Short has a B.A. in political science from the University of Toronto, his LL.B., also from the University of Toronto, his LL.M. from Osgoode Hall, and in 2003 earned his F.C.I.Arb. from The Chartered Institute of Arbitrators. He is a current member of the Civil Bench and Bar Committee, Toronto Region; the Commercial List Users' Committee, Ontario Superior Court of Justice; the Continuing Legal Education Committee, OBA; the National Council of Canadian Bar Association; the Provincial Council of Ontario Branch of the CBA; The Advocates' Society ADR Committee; the Toronto Local Mediation Committee (appointed by Attorney General); and the Toronto Region Case Management Steering Committee.

===Janet Walker===
Janet Walker is a full professor and former associate dean at Osgoode Hall Law School, York University.

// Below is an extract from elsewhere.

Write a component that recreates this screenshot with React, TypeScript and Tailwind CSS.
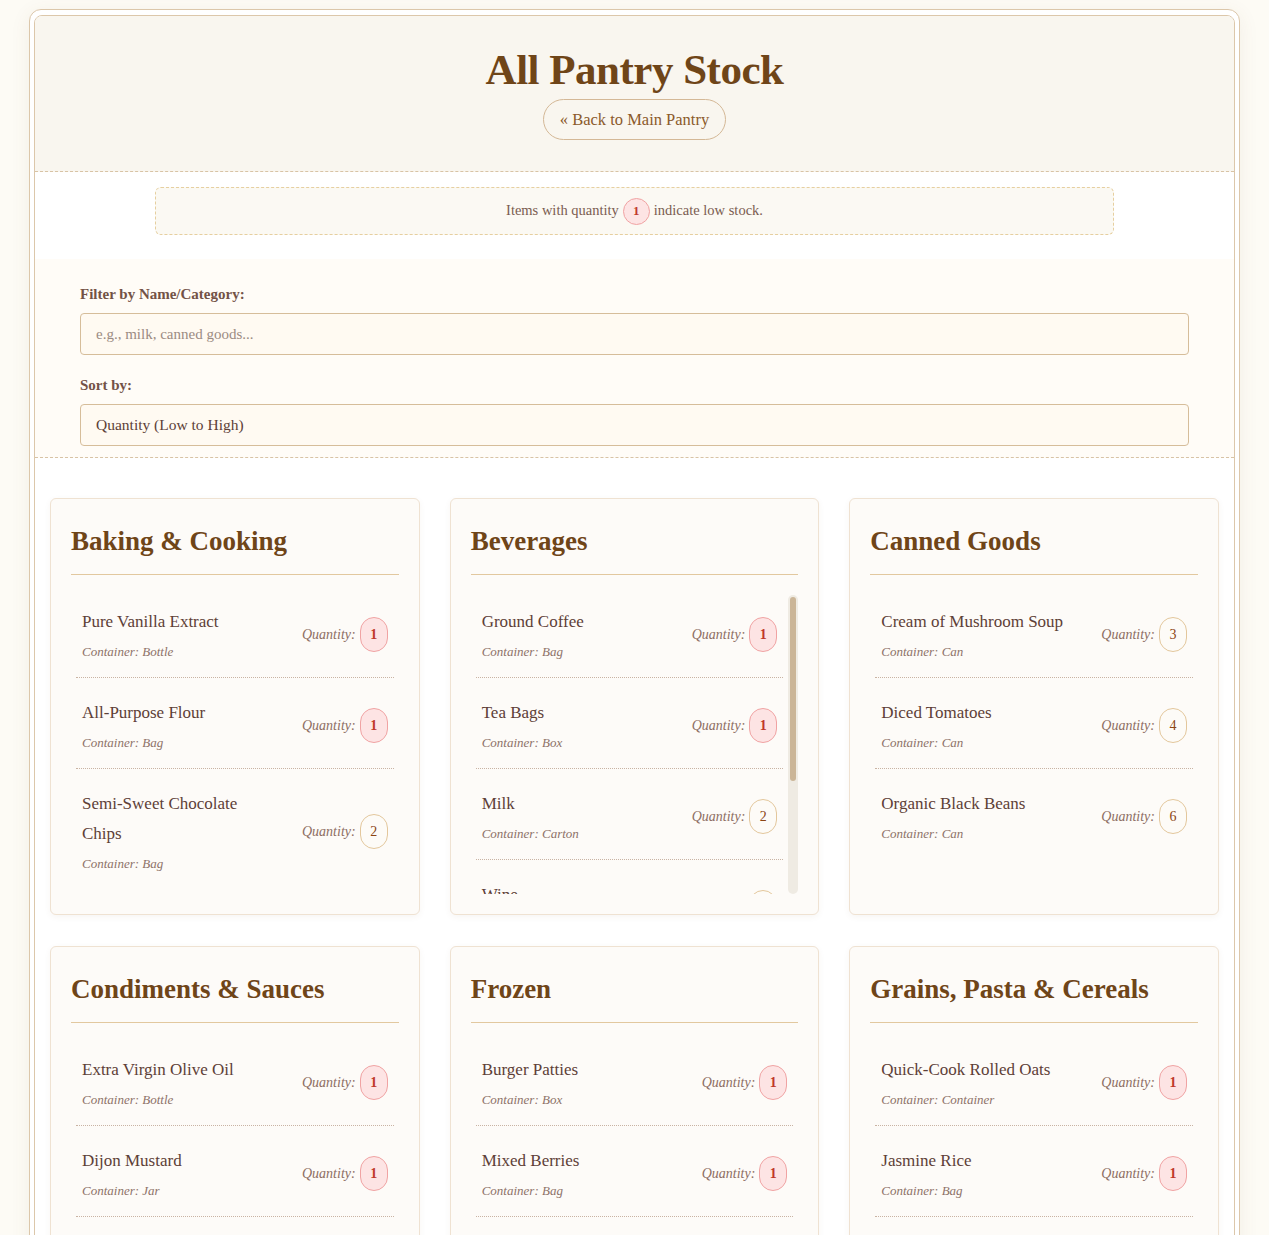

She currently serves as an advisor to the Federal Court and Federal Court of Appeal Rules Committee as well as on the Canadian Panel of Arbitrators, International Chamber of Commerce; the IBA Task Force on International Procedures and Protocols for Collective Redress; the Working Group on Protocols for Parallel Class Actions, Litigation Section of the ABA; and the ILA Committee on International Litigation and the Interests of the Public: International Aspects of Group Actions.

Walker works frequently as an expert witness for laws of jurisdiction, forum non conveniens, the recognition and enforcement of judgments and application of foreign law. She also serves as counsel to members of the profession in the public and private sectors in Canada, the United States and Australia.

Associations: Janet Walker is a member of include the American Arbitration Association, the American Law Institute, the American Society of International Law, the Arbitralwomen, the Arbitration Roundtable of Toronto, the Canadian Bar Association, the Canadian Association of Law Teachers, the Canadian Council on International Law, the Chartered Institute of Arbitrators, the International Association of Procedural Law, the International Bar Association, the International Chamber of Commerce, the International Law Association, the Law Society of Upper Canada, the London Court of International Arbitration, the Osgoode Society, The Advocates' Society, and the Young Canadian Arbitration Practitioners. In 2012, Janet Walker joined Arbitration Place, an internationally affiliated arbitration facility and legal centre.

In 2002 Walker was awarded the Queen's Golden Jubilee Medal for her continuing service in the Canadian Forces Primary Reserve. She has her B.A and M.A. from York University, her LL.B. from Osgoode Hall Law School, and her DPhil from Oxford University.

===Robert Wisner===
Robert Wisner is a partner in the Litigation and Dispute Resolution group of Toronto. His practice is centred on international arbitration and litigation, foreign investment protection and international trade. Called to the bar in 1996, he received his LL.B. from the University of Toronto in 1994, his M.A. from Queen's University in 1990, and his B.Soc.Sci. from the University of Ottawa in 1989.

His previous work includes cases before international arbitral tribunals, NAFTA and international commercial contracts, as well as advocacy work, foreign investment protection, market access, government procurement, economic sanctions, political risk insurance, anti-bribery and other international treaty issues. Previously, Wisner was an economist in Canada's Department of International Trade Investment Policy Division.